Saturday evening.

Bad news: I will not be joining the local search&rescue group after all. One of their requirements is a police background check. Sounds easy enough, right? Well, it looks like Ontario police is the only place in Canada that doesn’t accept a health card (with a picture and all) as a second form of ID. Aside from that and the Canadian driver license, I’ve got nothing that they’d recognize. Ipso facto, no background check, and no application for search&rescue, and no fighting the good fight, at least not this year.

Bah, humbug. I keep telling myself that this search&rescue crew was too tiny (only 10-12 missions a year for an area of 6,000,000 people?), that their requirements were too weird… (Like their request for a birth certificate: do they really get a lot of Kryptonians stealing valuable earthling rescuer positions?) Their loss, eh. At least I renewed my first aid and CPR certification. That’s an overall net positive, that is.

It took me a long while, but I’m finally done reading “Why Fish Don’t Exist: A Story of Loss, Love, and the Hidden Order of Life” by Lulu Miller. I highly, highly recommend it if you like pop science book with a personal touch. I won’t lie – the beginning is a little dry. At first, I thought it would be just a regurgitation of the two-volume biography of David Starr Jordan. (You know, the taxonomist.) I’m glad I didn’t stop reading because after a little while it really picked up.

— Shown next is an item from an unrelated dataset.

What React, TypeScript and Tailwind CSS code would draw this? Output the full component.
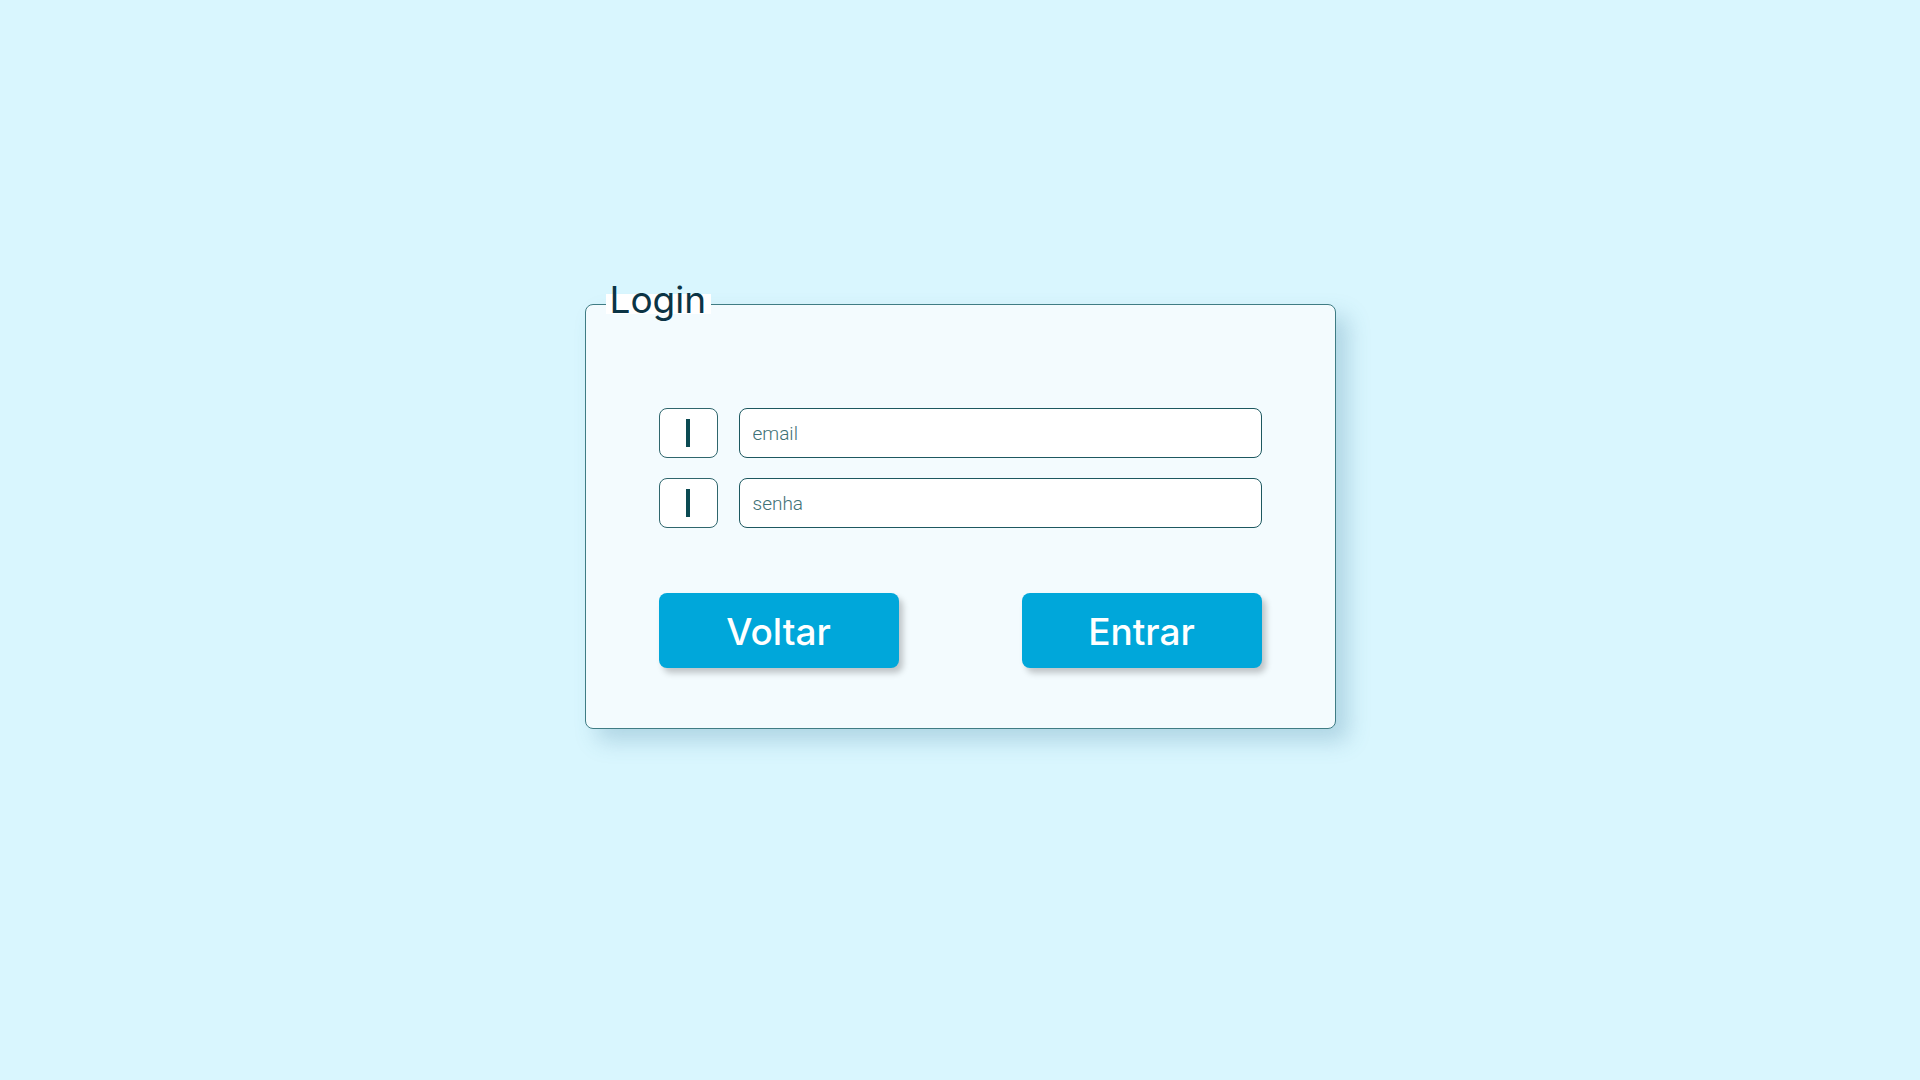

This book features a murder mystery, a ton of fun and funky fish factoids, an awful lot of information about the author’s personal life (trigger warning: domestic abuse and suicide), and an interesting crash course into the dark side of the US history that’s still with us now. The book is edumacational, fun (there are several genuine LOL moments), beautifully written, and as a bonus, toward the very end you’ll learn why fish don’t exist. Go check it out, eh.

Next up on ye olde reading list: “A Libertarian Walks Into a Bear: The Utopian Plot to Liberate an American Town (And Some Bears)” by Matthew Hongoltz-Hetling. (I don’t know what it is about the recent trend of long old-timey book titles, but I kinda love it.)

In covid news, a diner in one of Toronto’s suburbs might have exposed over 200 people to a dangerous covid variant over the course of five days. They’re tracking down everyone who might have been affected, but the exposure might have happened as early as March 8th, meaning it might have spread far below the diners’ social circles by now. That right there is a pretty perfect counterargument to all the people claiming indoor dining can be made perfectly safe… Even so, parts of Ontario are rushing to reopen, by allowing more outdoor and a bit more indoor dining. The Greater Toronto Area (I’ll never get used to living in a place called GTA) is a patchwork of towns and townships. Some of them have already transitioned from the grey status (the harshest restrictions) to the red one (still harsh, but not as bad), which means folks from grey areas can just take a short drive, enjoy an indoor dinner, etc, all the while possibly bringing their viral cooties with them. It’s a hot mess. I’ve lost count of the number of waves and spikes we’ve all had now, but the official terminology is that the coming increase will be the third wave. Vaccinating the oldest and most vulnerable will help prevent the worst of it, but that won’t stop it all.

I know things will get much better in about three months, hopefully, but till then? No one knows.

Enjoy your weekend, y’all – and maybe check out that fish book. It really is that good.